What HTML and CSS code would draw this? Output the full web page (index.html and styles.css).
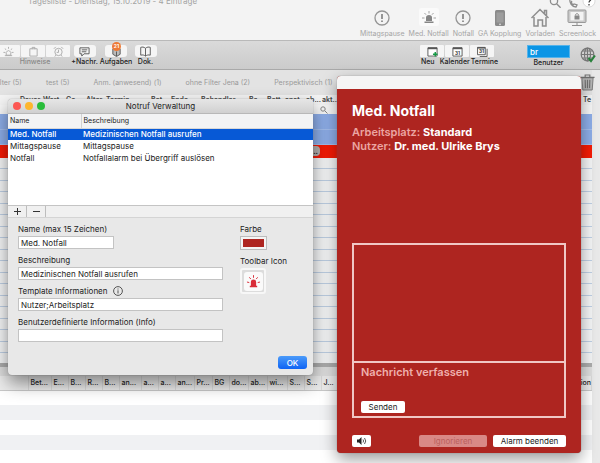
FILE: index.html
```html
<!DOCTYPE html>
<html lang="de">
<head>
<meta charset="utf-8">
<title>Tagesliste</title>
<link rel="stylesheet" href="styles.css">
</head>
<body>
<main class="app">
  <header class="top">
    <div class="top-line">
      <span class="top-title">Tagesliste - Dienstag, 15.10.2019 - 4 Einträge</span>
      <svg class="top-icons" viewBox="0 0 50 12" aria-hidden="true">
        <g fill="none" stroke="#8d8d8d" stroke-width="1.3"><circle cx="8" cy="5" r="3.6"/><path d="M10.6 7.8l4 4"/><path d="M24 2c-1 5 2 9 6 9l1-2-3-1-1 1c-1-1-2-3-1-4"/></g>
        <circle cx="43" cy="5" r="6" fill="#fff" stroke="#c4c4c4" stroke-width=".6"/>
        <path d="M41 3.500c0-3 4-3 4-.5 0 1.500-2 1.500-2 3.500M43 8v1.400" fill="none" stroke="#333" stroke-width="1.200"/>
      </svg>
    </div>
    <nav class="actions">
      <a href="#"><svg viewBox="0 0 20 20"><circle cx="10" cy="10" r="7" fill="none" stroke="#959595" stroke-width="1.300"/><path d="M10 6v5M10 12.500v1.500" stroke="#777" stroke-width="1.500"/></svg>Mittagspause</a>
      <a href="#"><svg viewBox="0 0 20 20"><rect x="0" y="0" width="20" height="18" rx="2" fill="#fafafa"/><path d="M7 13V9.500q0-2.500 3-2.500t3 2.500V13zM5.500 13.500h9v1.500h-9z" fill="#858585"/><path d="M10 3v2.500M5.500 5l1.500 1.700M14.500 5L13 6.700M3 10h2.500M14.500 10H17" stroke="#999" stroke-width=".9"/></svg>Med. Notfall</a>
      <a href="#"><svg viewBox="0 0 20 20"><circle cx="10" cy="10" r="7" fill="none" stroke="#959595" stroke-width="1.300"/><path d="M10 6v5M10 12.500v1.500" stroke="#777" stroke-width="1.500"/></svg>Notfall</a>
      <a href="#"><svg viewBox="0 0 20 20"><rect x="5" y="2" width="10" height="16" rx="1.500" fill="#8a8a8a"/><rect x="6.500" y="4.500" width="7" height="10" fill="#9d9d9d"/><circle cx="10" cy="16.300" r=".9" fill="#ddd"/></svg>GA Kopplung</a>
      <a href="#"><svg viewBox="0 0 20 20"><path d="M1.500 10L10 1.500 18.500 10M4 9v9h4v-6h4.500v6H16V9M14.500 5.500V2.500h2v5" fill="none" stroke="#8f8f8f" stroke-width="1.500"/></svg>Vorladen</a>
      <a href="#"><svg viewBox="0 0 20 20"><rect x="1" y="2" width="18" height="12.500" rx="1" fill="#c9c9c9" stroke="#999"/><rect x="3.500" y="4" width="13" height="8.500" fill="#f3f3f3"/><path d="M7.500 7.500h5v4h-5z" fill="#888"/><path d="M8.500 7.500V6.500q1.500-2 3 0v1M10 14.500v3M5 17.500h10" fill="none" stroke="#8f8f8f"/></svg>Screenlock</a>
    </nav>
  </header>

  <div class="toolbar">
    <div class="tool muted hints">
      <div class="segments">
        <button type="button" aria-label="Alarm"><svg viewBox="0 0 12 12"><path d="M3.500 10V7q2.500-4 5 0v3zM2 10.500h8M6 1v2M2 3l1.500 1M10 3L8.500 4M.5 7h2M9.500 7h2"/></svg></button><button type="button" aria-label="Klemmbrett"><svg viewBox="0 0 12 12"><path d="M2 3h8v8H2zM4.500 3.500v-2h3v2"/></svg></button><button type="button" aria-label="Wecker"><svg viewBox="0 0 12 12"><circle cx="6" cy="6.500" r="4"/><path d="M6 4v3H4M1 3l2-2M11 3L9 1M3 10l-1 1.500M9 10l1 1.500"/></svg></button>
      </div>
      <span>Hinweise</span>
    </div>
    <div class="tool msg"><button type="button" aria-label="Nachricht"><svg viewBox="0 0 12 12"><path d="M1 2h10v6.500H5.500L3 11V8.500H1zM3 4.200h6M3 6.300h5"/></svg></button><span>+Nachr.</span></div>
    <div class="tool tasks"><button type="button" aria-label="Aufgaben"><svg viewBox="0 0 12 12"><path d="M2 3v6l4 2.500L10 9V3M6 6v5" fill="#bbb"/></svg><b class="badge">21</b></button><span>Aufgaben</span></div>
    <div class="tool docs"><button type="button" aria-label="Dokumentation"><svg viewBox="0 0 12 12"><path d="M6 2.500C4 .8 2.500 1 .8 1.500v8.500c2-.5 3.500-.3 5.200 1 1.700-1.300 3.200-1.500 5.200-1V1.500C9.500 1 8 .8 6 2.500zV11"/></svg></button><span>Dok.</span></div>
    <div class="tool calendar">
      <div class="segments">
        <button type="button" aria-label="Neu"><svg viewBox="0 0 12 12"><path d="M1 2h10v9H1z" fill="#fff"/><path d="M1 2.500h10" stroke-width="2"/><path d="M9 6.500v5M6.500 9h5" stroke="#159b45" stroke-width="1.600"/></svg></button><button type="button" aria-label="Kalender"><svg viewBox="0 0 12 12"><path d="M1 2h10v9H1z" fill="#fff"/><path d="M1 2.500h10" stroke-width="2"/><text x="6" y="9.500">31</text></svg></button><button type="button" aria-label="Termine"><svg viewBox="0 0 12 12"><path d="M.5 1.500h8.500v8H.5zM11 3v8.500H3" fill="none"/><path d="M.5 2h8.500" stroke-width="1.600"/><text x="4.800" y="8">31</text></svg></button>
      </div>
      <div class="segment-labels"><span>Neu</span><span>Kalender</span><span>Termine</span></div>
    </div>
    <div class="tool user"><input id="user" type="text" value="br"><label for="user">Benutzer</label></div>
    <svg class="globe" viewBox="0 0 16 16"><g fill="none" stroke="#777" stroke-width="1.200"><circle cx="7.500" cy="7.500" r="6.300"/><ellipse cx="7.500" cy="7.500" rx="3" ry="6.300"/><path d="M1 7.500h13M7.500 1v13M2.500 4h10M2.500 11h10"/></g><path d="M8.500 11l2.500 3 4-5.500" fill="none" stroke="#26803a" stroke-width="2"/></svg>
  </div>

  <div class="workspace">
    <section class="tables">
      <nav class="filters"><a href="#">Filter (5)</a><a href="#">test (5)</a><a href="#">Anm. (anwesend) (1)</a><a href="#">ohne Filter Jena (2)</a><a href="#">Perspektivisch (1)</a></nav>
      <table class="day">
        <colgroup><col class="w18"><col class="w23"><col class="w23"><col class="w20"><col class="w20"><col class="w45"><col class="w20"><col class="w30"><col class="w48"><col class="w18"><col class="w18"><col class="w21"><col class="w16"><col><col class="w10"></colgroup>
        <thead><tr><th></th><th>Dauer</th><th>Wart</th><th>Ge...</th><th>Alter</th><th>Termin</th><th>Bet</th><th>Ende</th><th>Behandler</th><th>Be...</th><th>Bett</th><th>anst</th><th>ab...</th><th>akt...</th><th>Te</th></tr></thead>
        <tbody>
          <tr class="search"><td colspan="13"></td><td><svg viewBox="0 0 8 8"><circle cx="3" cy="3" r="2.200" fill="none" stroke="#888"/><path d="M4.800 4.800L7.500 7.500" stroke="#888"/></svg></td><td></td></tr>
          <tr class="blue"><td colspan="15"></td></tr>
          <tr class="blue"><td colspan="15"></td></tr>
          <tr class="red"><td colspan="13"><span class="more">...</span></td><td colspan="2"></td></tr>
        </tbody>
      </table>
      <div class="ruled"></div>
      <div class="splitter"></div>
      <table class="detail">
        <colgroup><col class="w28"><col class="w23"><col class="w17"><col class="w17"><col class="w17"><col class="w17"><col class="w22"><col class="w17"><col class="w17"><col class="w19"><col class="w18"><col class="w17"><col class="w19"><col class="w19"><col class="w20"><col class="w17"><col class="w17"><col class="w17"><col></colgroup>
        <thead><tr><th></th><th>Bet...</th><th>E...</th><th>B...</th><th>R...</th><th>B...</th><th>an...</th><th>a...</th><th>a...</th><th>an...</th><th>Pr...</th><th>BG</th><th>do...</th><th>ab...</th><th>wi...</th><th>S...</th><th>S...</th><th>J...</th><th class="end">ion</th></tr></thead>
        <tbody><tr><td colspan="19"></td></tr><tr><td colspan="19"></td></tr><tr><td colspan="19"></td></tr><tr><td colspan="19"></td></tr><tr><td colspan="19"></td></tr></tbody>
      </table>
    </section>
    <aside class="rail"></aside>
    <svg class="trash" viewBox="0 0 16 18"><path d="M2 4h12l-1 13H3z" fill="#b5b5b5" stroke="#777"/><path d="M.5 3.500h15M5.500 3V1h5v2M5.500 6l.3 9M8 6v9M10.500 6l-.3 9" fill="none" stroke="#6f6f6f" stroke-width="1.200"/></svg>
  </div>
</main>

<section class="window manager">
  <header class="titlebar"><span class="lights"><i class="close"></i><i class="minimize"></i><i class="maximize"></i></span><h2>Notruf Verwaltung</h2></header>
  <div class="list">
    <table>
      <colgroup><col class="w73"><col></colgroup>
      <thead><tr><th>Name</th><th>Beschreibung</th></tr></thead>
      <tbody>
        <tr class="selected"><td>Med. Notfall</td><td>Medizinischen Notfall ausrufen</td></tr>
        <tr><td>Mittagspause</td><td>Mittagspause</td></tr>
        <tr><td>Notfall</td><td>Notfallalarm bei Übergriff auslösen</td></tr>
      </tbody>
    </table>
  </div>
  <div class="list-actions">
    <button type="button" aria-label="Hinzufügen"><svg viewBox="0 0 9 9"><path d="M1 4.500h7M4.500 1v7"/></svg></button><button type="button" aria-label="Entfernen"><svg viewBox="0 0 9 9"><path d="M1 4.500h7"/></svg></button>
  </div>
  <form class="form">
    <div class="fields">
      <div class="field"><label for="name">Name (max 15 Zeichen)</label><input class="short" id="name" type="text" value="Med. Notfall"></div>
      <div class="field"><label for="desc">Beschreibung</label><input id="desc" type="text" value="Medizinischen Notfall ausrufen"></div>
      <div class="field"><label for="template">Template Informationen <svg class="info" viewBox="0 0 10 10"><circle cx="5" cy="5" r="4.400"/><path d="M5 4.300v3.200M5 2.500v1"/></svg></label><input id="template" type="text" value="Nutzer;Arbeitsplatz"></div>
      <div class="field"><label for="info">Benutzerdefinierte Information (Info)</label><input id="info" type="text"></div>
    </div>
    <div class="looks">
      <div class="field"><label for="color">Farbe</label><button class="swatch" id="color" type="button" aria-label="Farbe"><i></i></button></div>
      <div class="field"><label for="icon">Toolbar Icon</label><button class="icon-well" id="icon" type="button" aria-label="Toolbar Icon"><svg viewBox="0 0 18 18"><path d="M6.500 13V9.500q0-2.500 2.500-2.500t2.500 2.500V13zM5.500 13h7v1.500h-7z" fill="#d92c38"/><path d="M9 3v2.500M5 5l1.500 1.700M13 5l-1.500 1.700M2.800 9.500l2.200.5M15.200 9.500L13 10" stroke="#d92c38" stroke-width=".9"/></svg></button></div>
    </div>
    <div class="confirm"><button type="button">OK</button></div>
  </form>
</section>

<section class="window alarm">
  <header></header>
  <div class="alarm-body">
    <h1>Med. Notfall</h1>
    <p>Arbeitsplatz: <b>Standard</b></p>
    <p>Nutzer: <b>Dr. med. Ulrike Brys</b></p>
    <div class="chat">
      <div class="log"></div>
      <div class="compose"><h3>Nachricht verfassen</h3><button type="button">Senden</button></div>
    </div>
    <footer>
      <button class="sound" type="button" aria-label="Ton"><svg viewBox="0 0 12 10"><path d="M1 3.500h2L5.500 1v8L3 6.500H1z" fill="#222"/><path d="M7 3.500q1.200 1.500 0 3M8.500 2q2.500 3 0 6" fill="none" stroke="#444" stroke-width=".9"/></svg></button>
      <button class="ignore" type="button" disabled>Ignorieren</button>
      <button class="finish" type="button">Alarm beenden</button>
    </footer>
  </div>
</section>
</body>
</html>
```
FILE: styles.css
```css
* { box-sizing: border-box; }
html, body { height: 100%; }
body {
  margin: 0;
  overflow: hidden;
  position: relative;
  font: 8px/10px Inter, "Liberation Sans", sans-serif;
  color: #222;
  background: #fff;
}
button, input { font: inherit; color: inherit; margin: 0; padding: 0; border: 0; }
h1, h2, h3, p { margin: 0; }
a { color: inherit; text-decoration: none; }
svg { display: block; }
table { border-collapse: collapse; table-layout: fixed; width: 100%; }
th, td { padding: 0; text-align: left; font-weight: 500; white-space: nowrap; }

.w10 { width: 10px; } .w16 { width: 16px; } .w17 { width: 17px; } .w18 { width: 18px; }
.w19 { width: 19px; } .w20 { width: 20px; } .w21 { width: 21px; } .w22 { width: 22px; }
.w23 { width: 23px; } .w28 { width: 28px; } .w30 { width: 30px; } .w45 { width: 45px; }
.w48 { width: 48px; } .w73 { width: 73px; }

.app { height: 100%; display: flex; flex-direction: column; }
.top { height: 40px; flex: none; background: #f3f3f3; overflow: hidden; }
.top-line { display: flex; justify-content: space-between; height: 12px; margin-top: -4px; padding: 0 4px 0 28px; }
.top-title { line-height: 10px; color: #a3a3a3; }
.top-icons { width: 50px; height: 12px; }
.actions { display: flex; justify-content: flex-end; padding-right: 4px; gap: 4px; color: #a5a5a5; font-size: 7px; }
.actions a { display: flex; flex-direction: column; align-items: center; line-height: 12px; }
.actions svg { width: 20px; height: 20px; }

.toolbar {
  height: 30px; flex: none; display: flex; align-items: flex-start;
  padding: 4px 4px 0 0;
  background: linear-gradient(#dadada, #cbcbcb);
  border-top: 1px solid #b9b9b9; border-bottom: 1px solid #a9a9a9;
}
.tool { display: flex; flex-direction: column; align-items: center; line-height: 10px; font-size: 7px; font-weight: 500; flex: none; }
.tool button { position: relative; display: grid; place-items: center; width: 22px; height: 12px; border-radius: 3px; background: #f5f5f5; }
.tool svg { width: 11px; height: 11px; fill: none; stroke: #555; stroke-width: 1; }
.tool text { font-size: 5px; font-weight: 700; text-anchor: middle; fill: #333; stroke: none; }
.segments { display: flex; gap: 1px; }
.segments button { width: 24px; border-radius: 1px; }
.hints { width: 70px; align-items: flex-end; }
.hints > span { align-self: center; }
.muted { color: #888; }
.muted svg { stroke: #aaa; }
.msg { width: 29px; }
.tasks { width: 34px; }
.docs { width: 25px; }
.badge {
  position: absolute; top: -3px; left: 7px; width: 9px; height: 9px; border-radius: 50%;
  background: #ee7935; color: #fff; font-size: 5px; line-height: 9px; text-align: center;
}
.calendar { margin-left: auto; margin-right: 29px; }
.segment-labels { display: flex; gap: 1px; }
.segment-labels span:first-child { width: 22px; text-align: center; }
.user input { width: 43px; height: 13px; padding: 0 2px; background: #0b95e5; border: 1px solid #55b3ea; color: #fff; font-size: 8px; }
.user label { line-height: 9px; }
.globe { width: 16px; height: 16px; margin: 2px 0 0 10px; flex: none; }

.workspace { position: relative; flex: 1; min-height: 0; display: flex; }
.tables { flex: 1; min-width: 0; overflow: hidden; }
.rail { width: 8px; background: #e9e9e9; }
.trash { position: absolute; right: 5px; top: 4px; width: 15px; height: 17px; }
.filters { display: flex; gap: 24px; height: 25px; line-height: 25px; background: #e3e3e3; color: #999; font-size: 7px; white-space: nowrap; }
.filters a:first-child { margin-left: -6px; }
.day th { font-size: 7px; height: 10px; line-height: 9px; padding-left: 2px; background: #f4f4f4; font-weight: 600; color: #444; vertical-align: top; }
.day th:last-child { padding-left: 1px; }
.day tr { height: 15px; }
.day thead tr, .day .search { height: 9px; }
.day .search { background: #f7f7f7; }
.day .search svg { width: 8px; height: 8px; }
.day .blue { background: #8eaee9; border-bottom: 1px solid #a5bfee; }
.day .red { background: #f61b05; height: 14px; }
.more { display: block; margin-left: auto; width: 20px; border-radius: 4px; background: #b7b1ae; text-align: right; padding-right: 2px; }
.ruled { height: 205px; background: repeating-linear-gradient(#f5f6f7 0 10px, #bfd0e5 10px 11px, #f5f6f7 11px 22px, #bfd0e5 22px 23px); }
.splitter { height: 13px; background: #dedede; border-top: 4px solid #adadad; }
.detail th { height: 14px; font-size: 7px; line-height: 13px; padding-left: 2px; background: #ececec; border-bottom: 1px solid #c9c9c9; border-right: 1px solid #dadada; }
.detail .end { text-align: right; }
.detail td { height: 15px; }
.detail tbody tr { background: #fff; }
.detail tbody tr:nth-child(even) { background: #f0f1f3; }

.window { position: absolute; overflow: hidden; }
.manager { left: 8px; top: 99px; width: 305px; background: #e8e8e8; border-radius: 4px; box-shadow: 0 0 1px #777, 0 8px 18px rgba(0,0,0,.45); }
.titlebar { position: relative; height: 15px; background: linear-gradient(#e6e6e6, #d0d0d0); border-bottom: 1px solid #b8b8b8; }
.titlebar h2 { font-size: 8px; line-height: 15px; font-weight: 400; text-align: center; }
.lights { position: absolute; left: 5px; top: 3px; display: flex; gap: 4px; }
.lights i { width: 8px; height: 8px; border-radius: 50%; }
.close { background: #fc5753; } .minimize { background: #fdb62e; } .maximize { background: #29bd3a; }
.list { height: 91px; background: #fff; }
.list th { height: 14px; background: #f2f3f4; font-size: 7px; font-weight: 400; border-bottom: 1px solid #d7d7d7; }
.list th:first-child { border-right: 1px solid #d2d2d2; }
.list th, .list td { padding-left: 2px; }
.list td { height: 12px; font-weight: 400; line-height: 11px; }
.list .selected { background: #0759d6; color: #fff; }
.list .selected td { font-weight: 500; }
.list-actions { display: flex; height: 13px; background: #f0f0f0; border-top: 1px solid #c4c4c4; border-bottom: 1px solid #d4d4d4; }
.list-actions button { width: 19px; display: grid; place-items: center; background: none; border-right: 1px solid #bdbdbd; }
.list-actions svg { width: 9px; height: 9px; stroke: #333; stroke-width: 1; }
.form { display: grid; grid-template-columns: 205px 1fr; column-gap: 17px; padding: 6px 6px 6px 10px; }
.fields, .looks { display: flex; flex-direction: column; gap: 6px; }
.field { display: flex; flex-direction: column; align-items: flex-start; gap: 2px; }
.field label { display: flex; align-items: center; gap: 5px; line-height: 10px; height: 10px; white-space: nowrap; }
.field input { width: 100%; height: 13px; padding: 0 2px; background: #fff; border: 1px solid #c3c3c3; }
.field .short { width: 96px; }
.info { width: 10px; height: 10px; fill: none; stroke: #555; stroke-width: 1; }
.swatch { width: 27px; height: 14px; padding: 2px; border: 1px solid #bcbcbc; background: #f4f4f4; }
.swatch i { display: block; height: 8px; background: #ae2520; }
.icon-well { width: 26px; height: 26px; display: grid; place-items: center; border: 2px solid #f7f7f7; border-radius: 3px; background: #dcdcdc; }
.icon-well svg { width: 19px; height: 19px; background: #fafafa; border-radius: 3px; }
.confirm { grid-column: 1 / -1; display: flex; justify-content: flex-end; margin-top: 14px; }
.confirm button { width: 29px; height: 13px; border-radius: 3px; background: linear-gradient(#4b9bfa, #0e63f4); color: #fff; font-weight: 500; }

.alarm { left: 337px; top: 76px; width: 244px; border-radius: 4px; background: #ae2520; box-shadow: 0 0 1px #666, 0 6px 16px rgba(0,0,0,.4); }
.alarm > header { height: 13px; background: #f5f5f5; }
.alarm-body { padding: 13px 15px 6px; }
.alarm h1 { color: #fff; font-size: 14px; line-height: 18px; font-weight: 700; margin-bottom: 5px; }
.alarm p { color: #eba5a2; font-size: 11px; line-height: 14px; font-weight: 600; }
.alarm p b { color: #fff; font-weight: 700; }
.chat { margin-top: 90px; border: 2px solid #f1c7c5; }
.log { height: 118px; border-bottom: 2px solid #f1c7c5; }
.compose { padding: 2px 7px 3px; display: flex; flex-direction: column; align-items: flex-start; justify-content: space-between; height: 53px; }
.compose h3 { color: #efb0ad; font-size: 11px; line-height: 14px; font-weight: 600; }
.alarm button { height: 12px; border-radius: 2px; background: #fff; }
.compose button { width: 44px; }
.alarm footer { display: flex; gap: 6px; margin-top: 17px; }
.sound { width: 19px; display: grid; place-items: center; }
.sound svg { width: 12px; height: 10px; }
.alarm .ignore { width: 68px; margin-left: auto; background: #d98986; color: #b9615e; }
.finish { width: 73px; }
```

• **What you need to do**
Pick out the lines containing the word "index" and show them.

• **Task answer**
What HTML and CSS code would draw this? Output the full web page (index.html and styles.css).
FILE: index.html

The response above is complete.